## [What to work on]
Count only the lines of the records that hold "TypeScript", then give the number without any other words.

## [Items]
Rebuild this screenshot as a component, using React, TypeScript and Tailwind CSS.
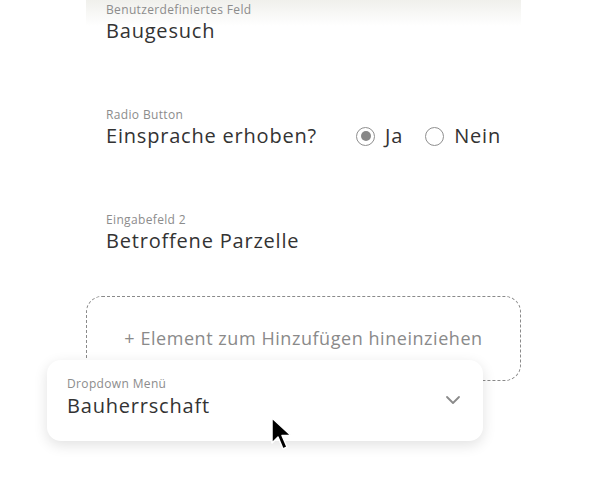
import React from 'react';

const font = { fontFamily: '"Open Sans", "Noto Sans", sans-serif' };

function Field({ label, value, children }: { label: string; value: string; children?: React.ReactNode }) {
  return (
    <div className="px-5">
      <p className="text-[12px] leading-[15px] tracking-[0.35px] text-[#8c8c8c]">{label}</p>
      <div className="flex items-center justify-between">
        <p className="text-[20px] leading-[28px] tracking-[0.8px] text-[#333333]">{value}</p>
        {children}
      </div>
    </div>
  );
}

function Radio({ checked, label }: { checked?: boolean; label: string }) {
  return (
    <div className="flex items-center gap-[10px]">
      <span className="flex h-[19px] w-[19px] items-center justify-center rounded-full border border-[#8f8f8f]">
        {checked && <span className="h-[10px] w-[10px] rounded-full bg-[#888888]" />}
      </span>
      <span className="text-[20px] leading-[28px] tracking-[0.8px] text-[#333333]">{label}</span>
    </div>
  );
}

export default function App() {
  return (
    <div className="relative h-[500px] w-[607px] overflow-hidden bg-white" style={font}>
      <div className="ml-[86px] flex w-[435px] flex-col">
        <div className="h-[105px] bg-[linear-gradient(to_bottom,#f0f0ec,#ffffff_26px)] pt-[2px]">
          <Field label="Benutzerdefiniertes Feld" value="Baugesuch" />
        </div>
        <div className="h-[105px] pt-[2px]">
          <Field label="Radio Button" value="Einsprache erhoben?">
            <div className="flex items-center gap-[22px]">
              <Radio checked label="Ja" />
              <Radio label="Nein" />
            </div>
          </Field>
        </div>
        <div className="h-[86px] pt-[2px]">
          <Field label="Eingabefeld 2" value="Betroffene Parzelle" />
        </div>
        <div className="flex h-[85px] items-center justify-center rounded-[16px] border border-dashed border-[#8a8a8a]">
          <p className="text-[18px] tracking-[0.55px] text-[#8a8a8a]">+ Element zum Hinzufügen hineinziehen</p>
        </div>
      </div>

      {/* dragged dropdown item */}
      <div className="absolute left-[47px] top-[360px] flex h-[81px] w-[436px] items-start justify-between rounded-[14px] bg-white pl-5 pr-[22px] pt-[16px] shadow-[0_4px_14px_rgba(0,0,0,0.12)]">
        <div className="flex flex-col">
          <p className="text-[12px] leading-[16px] tracking-[0.35px] text-[#8c8c8c]">Dropdown Menü</p>
          <p className="text-[20px] leading-[28px] tracking-[0.8px] text-[#333333]">Bauherrschaft</p>
        </div>
        <svg width="16" height="10" viewBox="0 0 16 10" fill="none" className="mt-[19px]">
          <path d="M2 2l6 6 6-6" stroke="#8a8a8a" strokeWidth="1.8" strokeLinecap="round" strokeLinejoin="round" />
        </svg>
      </div>

      <svg className="absolute left-[270px] top-[416px]" width="28" height="38" viewBox="0 0 28 38">
        <path d="M2 2 L2 27 L8 21 L13 33 L17 31 L12 19.5 L21 19.5 Z" fill="#000" stroke="#fff" strokeWidth="1.5" strokeLinejoin="round" />
      </svg>
    </div>
  );
}
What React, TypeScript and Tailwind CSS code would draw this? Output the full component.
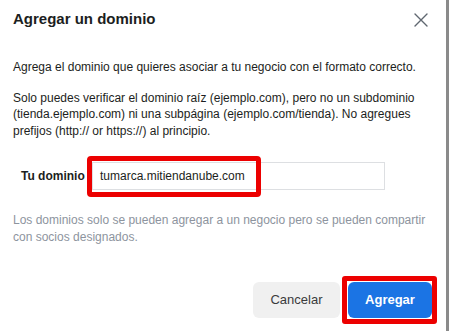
import React from "react";

export default function App() {
  return (
    <div className="w-[449px] h-[331px] flex bg-white overflow-hidden" style={{ fontFamily: '"Liberation Sans", Arial, sans-serif' }}>
      <div className="relative flex-1 flex flex-col bg-white text-[#1c1e21]">
        {/* Header */}
        <div className="flex items-start justify-between pl-[13px] pr-[18px] pt-[9px]">
          <h1 className="text-[15px] leading-[20px] font-bold text-[#1c1e21]">Agregar un dominio</h1>
          <button className="mt-[4px] text-[#606770]" aria-label="Cerrar">
            <svg width="14" height="14" viewBox="0 0 14 14" fill="none" stroke="currentColor" strokeWidth="1.4" strokeLinecap="round">
              <path d="M1 1 L13 13 M13 1 L1 13" />
            </svg>
          </button>
        </div>

        {/* Body */}
        <div className="px-[13px] pt-[30px] text-[12px] leading-[16.7px]">
          <p>Agrega el dominio que quieres asociar a tu negocio con el formato correcto.</p>
          <p className="mt-[14px]">
            Solo puedes verificar el dominio raíz (ejemplo.com), pero no un subdominio (tienda.ejemplo.com) ni una subpágina (ejemplo.com/tienda). No agregues prefijos (http:// or https://) al principio.
          </p>
        </div>

        {/* Input row */}
        <div className="relative flex items-center mt-[22px] pl-[21px]">
          <label className="text-[12px] font-bold w-[71px] text-[#1c1e21]">Tu dominio</label>
          <div className="w-[293px] h-[28px] border border-[#dddfe2] flex items-center pl-[7px] text-[12px] text-[#1c1e21]">
            tumarca.mitiendanube.com
          </div>
          <div className="absolute left-[87px] top-[-6px] w-[174px] h-[41px] border-[5px] border-[#ec0000] rounded-[4px] pointer-events-none" />
        </div>

        {/* Helper */}
        <p className="px-[13px] mt-[22px] text-[12px] leading-[16.7px] text-[#8d949e]">
          Los dominios solo se pueden agregar a un negocio pero se pueden compartir con socios designados.
        </p>

        {/* Footer */}
        <div className="relative flex justify-end gap-[8px] mt-[37px] pr-[14px]">
          <button className="w-[87px] h-[36px] rounded-[6px] bg-[#f0f0f0] text-[13px] text-[#3a3b3c]">Cancelar</button>
          <button className="w-[84px] h-[36px] rounded-[6px] bg-[#1b74e4] text-[13px] font-bold text-white">Agregar</button>
          <div className="absolute right-[9px] top-[-6px] w-[95px] h-[48px] border-[5px] border-[#ec0000] rounded-[3px] pointer-events-none" />
        </div>
      </div>
      <div className="w-[3px] h-full bg-[#8a8a8a]" />
    </div>
  );
}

## [Problem solution]
2